> _YOUR INSTRUCTIONS_
All lines featuring the string "React" are to be listed.

*** SUPPLIED INFORMATION ***

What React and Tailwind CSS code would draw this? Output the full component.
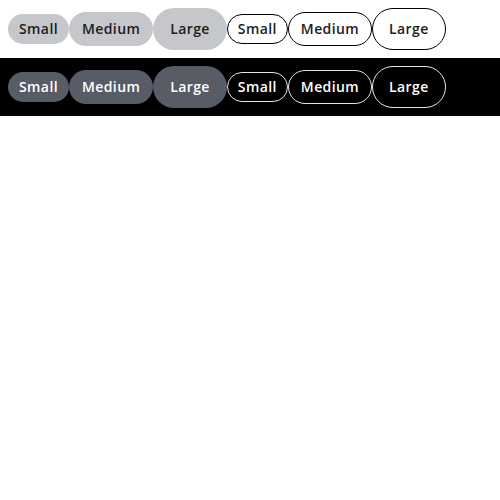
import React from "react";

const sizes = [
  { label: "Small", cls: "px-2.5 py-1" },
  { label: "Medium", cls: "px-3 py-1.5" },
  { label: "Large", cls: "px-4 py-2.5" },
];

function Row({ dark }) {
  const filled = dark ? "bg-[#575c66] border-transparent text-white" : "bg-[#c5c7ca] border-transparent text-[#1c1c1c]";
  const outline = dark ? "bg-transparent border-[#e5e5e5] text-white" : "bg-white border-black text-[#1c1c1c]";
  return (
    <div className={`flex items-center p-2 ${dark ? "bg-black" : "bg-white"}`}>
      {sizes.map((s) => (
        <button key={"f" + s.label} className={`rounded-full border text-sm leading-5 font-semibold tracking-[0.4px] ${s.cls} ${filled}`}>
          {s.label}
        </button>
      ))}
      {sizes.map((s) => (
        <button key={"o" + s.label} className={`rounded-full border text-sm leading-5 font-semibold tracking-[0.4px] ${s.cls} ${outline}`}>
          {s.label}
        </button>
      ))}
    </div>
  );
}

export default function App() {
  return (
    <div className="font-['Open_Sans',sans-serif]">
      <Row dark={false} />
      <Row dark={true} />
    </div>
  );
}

***

> _SOLVED EXERCISE_
What React and Tailwind CSS code would draw this? Output the full component.
import React from "react";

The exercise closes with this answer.